Eleanor Andrews, board chair of the Anchorage Urban League, said she is unaware of any programs or outreach to Alaska’s African American community by Palin.
“It’s not a disengagement, it’s just no connection. She does not have relations with African-Americans,” said Andrews, a businesswoman and 44-year resident of Alaska.
Alaskan African Americans fault Palin for not hiring African Americans for her administration, dismissing African Americans from government posts and spurning repeated requests to meet with African American leaders to discuss issues of concern.
Palin’s increasingly rocky relations with Alaska’s African American community seeped down to the “Lower 48” weeks ago, following an Internet posting by Gwendolyn Alexander, the president of Alaska’s African-American Historical Society. Alexander detailed controversies such as Palin’s staffing practices, including an allegation that Palin once stated she “doesn’t have to hire any Blacks” for major projects and her refusal to attend that state’s major African-American celebration — Juneteenth.
Palin has said she never told African American leaders that she did not intend to hire African Americans in Alaska, where African Americans comprise 4 percent of the population.
Palin, through spokespeople, defends her staffing record, citing that top aides and advisers include a Filipino, a Korean and a person of mixed African-American ancestry.
“I’m African American and I am a big rebuttal to those charges,” said Bill McAllister, Gov. Palin’s press secretary and former broadcast journalist.
“She is not averse to hiring African Americans,” said McAllister, who joined Palin’s staff two months ago. McAllister said Palin’s office “never” compiled statistics on minorities in her administration.
The Rev. Alonzo B. Patterson, who’s worked closely with previous governors, mayors and other elected officials during his 45 years in Alaska, feels Palin has “totally departed from the past practices” of previous Alaska governors.

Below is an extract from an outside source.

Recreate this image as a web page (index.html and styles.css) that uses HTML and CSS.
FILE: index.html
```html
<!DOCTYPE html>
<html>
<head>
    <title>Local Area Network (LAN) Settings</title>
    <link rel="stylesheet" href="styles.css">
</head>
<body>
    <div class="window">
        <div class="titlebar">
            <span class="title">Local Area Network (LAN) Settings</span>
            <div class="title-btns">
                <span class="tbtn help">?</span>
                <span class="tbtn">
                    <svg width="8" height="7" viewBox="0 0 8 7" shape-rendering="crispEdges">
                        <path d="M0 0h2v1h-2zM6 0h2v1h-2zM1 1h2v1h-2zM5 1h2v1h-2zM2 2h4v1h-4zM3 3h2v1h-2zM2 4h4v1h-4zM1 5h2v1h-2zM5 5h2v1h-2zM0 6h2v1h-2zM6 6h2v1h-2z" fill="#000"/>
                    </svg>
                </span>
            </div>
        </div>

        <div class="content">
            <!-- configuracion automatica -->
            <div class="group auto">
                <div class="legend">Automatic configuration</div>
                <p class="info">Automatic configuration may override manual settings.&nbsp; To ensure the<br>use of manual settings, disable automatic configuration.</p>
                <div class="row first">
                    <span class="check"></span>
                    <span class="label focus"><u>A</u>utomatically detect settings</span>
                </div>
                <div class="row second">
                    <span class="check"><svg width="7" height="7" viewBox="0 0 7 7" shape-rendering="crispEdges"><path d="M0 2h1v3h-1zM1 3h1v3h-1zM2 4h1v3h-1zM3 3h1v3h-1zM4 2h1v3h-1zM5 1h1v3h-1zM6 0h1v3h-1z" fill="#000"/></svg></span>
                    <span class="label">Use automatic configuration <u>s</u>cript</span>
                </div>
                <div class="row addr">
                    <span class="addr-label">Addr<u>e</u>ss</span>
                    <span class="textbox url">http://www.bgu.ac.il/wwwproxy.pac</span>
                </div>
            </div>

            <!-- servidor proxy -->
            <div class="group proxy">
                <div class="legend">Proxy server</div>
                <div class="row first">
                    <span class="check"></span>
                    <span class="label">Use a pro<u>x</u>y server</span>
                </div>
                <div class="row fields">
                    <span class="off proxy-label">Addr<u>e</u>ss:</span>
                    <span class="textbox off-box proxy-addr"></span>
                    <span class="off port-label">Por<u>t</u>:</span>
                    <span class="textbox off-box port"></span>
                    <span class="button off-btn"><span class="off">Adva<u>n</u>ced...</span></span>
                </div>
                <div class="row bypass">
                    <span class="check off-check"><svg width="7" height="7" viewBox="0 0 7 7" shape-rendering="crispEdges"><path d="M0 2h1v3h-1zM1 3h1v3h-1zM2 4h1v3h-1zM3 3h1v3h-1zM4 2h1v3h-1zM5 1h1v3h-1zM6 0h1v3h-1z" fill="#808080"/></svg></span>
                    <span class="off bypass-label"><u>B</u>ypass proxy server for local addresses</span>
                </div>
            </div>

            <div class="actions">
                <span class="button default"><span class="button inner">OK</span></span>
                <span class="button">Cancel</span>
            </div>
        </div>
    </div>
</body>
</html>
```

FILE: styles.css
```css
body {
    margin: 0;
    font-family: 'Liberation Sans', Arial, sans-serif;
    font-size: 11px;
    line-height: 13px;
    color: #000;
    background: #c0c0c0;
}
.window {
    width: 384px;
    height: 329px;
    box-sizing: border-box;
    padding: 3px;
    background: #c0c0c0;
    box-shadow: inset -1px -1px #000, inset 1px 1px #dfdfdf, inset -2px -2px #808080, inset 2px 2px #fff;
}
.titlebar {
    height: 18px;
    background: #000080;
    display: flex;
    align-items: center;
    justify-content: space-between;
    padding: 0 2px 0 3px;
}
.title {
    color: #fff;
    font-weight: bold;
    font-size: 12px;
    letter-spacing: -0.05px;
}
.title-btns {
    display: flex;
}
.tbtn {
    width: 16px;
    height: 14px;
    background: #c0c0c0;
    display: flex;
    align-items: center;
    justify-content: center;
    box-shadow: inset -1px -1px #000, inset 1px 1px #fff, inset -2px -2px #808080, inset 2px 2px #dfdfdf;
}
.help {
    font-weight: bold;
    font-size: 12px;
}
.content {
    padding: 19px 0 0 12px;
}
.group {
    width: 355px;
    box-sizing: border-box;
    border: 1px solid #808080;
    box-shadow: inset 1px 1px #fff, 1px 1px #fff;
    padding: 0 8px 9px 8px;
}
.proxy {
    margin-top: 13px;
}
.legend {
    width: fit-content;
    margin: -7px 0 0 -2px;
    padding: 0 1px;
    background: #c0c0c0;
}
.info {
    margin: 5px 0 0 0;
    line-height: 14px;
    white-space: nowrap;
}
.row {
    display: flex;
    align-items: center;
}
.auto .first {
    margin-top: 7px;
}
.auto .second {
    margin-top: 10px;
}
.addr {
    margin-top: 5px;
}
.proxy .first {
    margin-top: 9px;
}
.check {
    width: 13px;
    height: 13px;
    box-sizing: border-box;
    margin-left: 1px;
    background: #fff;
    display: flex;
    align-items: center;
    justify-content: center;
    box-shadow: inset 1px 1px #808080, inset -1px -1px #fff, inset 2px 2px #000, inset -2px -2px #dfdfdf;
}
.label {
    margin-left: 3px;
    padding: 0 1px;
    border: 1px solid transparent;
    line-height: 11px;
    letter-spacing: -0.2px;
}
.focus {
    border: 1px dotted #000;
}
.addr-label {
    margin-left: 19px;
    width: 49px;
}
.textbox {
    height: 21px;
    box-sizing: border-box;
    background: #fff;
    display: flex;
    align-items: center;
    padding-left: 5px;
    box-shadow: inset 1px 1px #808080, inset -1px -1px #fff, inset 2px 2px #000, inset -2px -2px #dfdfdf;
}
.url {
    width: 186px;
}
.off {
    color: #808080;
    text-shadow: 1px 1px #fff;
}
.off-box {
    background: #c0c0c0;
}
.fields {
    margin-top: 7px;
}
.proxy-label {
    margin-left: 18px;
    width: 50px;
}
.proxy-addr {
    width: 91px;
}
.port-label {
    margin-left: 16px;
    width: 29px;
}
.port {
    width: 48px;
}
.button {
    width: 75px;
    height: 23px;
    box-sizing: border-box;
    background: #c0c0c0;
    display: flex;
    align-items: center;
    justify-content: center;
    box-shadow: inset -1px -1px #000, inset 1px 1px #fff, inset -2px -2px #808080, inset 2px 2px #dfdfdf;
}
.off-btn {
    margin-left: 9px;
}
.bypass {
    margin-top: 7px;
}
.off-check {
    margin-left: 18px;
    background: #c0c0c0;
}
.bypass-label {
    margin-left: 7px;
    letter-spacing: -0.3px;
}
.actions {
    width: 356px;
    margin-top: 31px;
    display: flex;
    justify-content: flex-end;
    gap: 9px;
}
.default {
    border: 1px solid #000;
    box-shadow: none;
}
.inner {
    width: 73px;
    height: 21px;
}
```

“Past administrations have had black administrative assistants to the governor, state commissioners and department leaders,” said Patterson, who served as chair of Alaska’s Board of Paroles for 13 years.
While McAllister said Palin “hires on the basis of merit” not ethnicity, gender or race, one frequently cited example of Palin’s crony-based appointments is her elevation of a high school classmate to the $95,000-a-year post heading the State Division of Agriculture. Palin defended that appointment citing this real estate agent’s childhood love of cows.

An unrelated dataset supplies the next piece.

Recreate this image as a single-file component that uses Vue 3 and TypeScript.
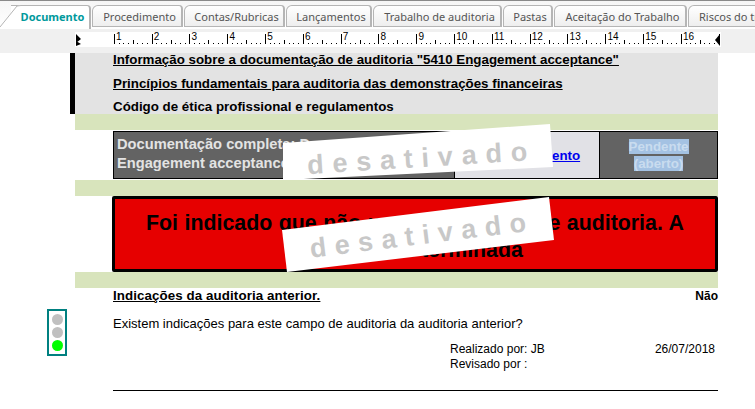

McAllister termed the agriculture appointment as “not major” because Alaska does not have much agriculture. McAllister said Palin’s hiring of political opponents for important posts shows she does not hire only “within a circle of friends.”

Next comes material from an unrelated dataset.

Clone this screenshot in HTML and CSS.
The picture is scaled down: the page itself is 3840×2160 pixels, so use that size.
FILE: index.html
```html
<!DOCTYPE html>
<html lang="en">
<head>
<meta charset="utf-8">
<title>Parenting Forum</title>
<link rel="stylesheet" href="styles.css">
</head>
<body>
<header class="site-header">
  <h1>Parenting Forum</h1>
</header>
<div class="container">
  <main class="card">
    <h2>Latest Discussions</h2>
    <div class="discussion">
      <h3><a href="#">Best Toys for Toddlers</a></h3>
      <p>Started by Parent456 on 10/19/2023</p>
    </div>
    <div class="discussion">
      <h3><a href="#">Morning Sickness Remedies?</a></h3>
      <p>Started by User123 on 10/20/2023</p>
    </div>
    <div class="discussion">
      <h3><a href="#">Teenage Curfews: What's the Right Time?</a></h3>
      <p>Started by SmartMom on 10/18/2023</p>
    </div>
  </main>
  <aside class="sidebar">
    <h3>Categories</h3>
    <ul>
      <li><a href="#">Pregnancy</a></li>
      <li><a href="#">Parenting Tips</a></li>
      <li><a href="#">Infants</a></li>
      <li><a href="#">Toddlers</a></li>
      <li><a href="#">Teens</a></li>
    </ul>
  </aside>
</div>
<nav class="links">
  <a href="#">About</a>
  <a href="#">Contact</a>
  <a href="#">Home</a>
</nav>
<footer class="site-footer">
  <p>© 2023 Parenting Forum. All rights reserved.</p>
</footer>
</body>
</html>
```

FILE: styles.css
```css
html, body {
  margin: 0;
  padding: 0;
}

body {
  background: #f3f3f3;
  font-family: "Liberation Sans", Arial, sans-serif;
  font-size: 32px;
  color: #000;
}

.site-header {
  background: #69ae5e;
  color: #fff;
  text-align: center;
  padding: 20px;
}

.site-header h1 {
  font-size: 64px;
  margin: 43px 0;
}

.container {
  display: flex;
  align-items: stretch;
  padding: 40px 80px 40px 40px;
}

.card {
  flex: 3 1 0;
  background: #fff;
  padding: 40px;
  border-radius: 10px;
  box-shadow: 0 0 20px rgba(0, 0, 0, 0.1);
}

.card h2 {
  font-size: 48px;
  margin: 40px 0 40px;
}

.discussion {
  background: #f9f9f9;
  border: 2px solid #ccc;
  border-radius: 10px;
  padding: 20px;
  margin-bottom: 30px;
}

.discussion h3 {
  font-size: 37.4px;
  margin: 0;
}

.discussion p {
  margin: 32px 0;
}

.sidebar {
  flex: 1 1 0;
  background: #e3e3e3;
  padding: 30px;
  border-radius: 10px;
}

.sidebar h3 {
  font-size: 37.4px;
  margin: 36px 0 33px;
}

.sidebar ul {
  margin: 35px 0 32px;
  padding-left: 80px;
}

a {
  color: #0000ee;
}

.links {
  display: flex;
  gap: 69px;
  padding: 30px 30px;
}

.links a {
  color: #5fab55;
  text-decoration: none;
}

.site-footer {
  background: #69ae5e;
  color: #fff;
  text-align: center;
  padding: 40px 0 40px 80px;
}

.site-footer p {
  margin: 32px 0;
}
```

Earlier this year, Patterson participated in a meeting of Black leaders with Palin. This meeting followed months of requests to Palin.
“We gave her a list of concerns and have received no response,” said Patterson, pastor of Shiloh Missionary Baptist Church in Anchorage.
Concerns presented by this group included hiring minorities at all levels of state government plus contracting and employment practices in major projects like the planned new pipeline construction project.
This group also invited Palin to participate in a town meeting during the summer with other racial and ethnic minorities in Alaska to discuss issues of common concern including economic growth, educational deficiencies, family disintegration and young gang problems. Palin spurned that invitation.
“She has not met with us since that March meeting,” said Patterson, who heads the American Baptist Churches of Alaska and that state’s Martin Luther King Jr. Foundation.
Bishop Dave Thomas, a spokesman for Juneteenth — a state holiday since 2001 — in Alaska, faults Palin for both failing to attend the annual celebration and issuing a proclamation as specified law.
“Where past governors have attended (this celebration) Gov. Palin has refused to attend or even send a staff member. They could have sent a gardener as their representative but they didn’t,” said Bishop Thomas, pastor of the non-denominational Jesus Holy Temple in Anchorage.
“This governor does not deal with minorities well,” Thomas said. “We have to examine how she will act as vice president and if by chance she becomes president.”